Para mí, Rastros se refiere a un camino que se quiso marcar por tener la opción (quizás más bien la ilusión) de poder volver, de dar marcha atrás. Cruzar el charco suena a decisión, pero es más bien un salto al vacío: una apuesta total, un no mirar lo que se deja atrás (los afectos, los recuerdos, la identidad de una), para seguir mirando a los lados y a lo lejos, cuidando, siempre.
Y ahí está la trampa: ¿Podemos hablar de una verdadera elección cuando migrar es la única alternativa?
Cuando la decisión se toma en un contexto extremo deja de ser voluntaria, a pesar de que una intente entre tanta duda convencerse de que fue la mejor opción. Y encima hay que sonreír, agradecer, aguantar las miradas y los prejuicios de otros, el “no te quejarás”, el “aquí no te falta de nada”, el “¿por qué viniste?”. Como si una no se hubiera preguntado eso mil veces.
La obra señala también una contradicción profunda: la feminización de los cuidados y la cadena global que perpetúa la explotación de unas para la emancipación de otras. Lo que se cuenta incomoda, y me incluyo. Me incomoda como mujer blanca privilegiada, miembro de una familia que ha formado parte de esta cadena global de cuidados.

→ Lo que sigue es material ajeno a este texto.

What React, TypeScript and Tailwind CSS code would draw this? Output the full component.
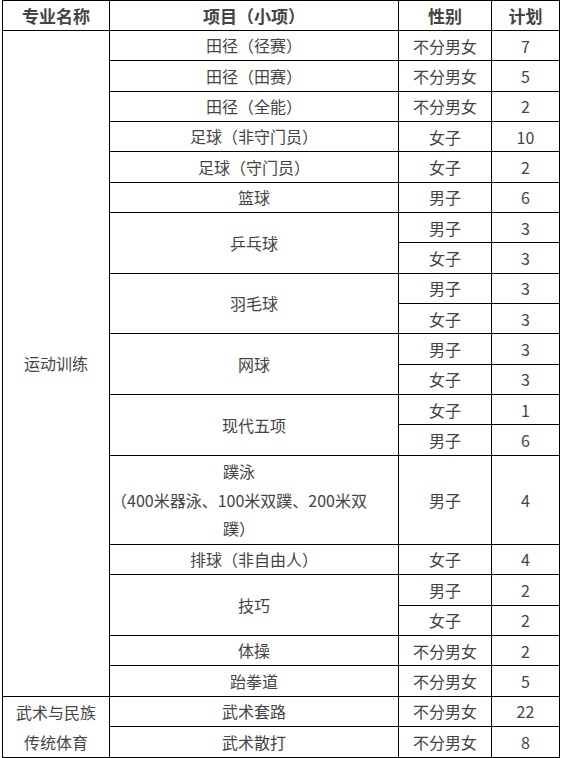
type Row = {
  major?: { lines: string[]; span: number };
  item?: { lines: string[]; span: number };
  gender: string;
  plan: string;
  tall?: boolean;
};

const rows: Row[] = [
  { major: { lines: ["运动训练"], span: 20 }, item: { lines: ["田径（径赛）"], span: 1 }, gender: "不分男女", plan: "7" },
  { item: { lines: ["田径（田赛）"], span: 1 }, gender: "不分男女", plan: "5" },
  { item: { lines: ["田径（全能）"], span: 1 }, gender: "不分男女", plan: "2" },
  { item: { lines: ["足球（非守门员）"], span: 1 }, gender: "女子", plan: "10" },
  { item: { lines: ["足球（守门员）"], span: 1 }, gender: "女子", plan: "2" },
  { item: { lines: ["篮球"], span: 1 }, gender: "男子", plan: "6" },
  { item: { lines: ["乒乓球"], span: 2 }, gender: "男子", plan: "3" },
  { gender: "女子", plan: "3" },
  { item: { lines: ["羽毛球"], span: 2 }, gender: "男子", plan: "3" },
  { gender: "女子", plan: "3" },
  { item: { lines: ["网球"], span: 2 }, gender: "男子", plan: "3" },
  { gender: "女子", plan: "3" },
  { item: { lines: ["现代五项"], span: 2 }, gender: "女子", plan: "1" },
  { gender: "男子", plan: "6" },
  {
    item: { lines: ["蹼泳", "（400米器泳、100米双蹼、200米双", "蹼）"], span: 1 },
    gender: "男子",
    plan: "4",
    tall: true,
  },
  { item: { lines: ["排球（非自由人）"], span: 1 }, gender: "女子", plan: "4" },
  { item: { lines: ["技巧"], span: 2 }, gender: "男子", plan: "2" },
  { gender: "女子", plan: "2" },
  { item: { lines: ["体操"], span: 1 }, gender: "不分男女", plan: "2" },
  { item: { lines: ["跆拳道"], span: 1 }, gender: "不分男女", plan: "5" },
  { major: { lines: ["武术与民族", "传统体育"], span: 2 }, item: { lines: ["武术套路"], span: 1 }, gender: "不分男女", plan: "22" },
  { item: { lines: ["武术散打"], span: 1 }, gender: "不分男女", plan: "8" },
];

const cell = "border border-black text-center align-middle p-0";

export default function App() {
  return (
    <div
      className="bg-white w-[561px] h-[758px] pl-[2px] text-[16px] text-[#444]"
      style={{ fontFamily: '"Noto Sans CJK SC", sans-serif' }}
    >
      <table className="border-collapse table-fixed w-[557px]">
        <colgroup>
          <col className="w-[107px]" />
          <col className="w-[289px]" />
          <col className="w-[93px]" />
          <col className="w-[68px]" />
        </colgroup>
        <thead>
          <tr className="h-[30px] font-bold text-[17px] text-[#444]">
            <th className={cell}>专业名称</th>
            <th className={cell}>项目（小项）</th>
            <th className={cell}>性别</th>
            <th className={cell}>计划</th>
          </tr>
        </thead>
        <tbody>
          {rows.map((r, i) => (
            <tr key={i} className={r.tall ? "h-[89px]" : "h-[30.35px]"}>
              {r.major && (
                <td className={`${cell} leading-[30px]`} rowSpan={r.major.span}>
                  {r.major.lines.map((l) => (
                    <div key={l}>{l}</div>
                  ))}
                </td>
              )}
              {r.item && (
                <td
                  className={`${cell} leading-[28.5px] ${r.tall ? "pr-[30px]" : ""}`}
                  rowSpan={r.item.span}
                >
                  {r.item.lines.map((l) => (
                    <div key={l} className="whitespace-nowrap">
                      {l}
                    </div>
                  ))}
                </td>
              )}
              <td className={cell}>{r.gender}</td>
              <td className={cell}>{r.plan}</td>
            </tr>
          ))}
        </tbody>
      </table>
    </div>
  );
}
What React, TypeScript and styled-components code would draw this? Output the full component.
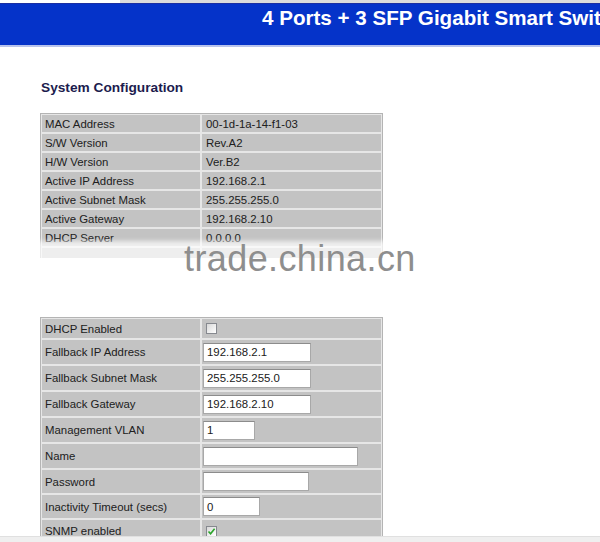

Porque nuestras madres, tías y hermanas son mujeres libres con carreras exitosas, mujeres que admiramos porque nos enseñaron que el éxito es eso, ¿A costa de qué? ¿Mi libertad a costa de la de quién?
¿Estoy de acuerdo con esas premisas? ¿Contribuyo a que se perpetúen?
Y luego, la paradoja: mujeres migrantes sosteniendo vidas ajenas en condiciones precarias, mientras algunas familias mantienen prejuicios y actitudes racistas y desconfiadas, con un trato siempre diferenciado a pesar de dejar en manos de estas profesionales a sus seres más queridos y vulnerables.
¿Cómo se sostiene eso?
Si no quieres spoilers, deja de leer aquí.
La obra se detiene. Vanessa lee una carta de un familiar que le comunica una desgracia acontecida en su casa. «No te lo dijimos para no preocuparte”. Aparece el resquemor. El arrepentimiento. Ahora sí que se hace todas esas preguntas. Ahora sí que tiene ganas de quejarse. De dejar de sonreír.
Hubiera desandado todo el camino. Porque, ¿todo lo que ha vivido para qué fue? ¿Qué renuncias implicó? Estar lejos de los suyos. No acompañarles en sus últimos momentos o en sus alegrías más grandes. No poder cuidarlos por estar cuidando a otros.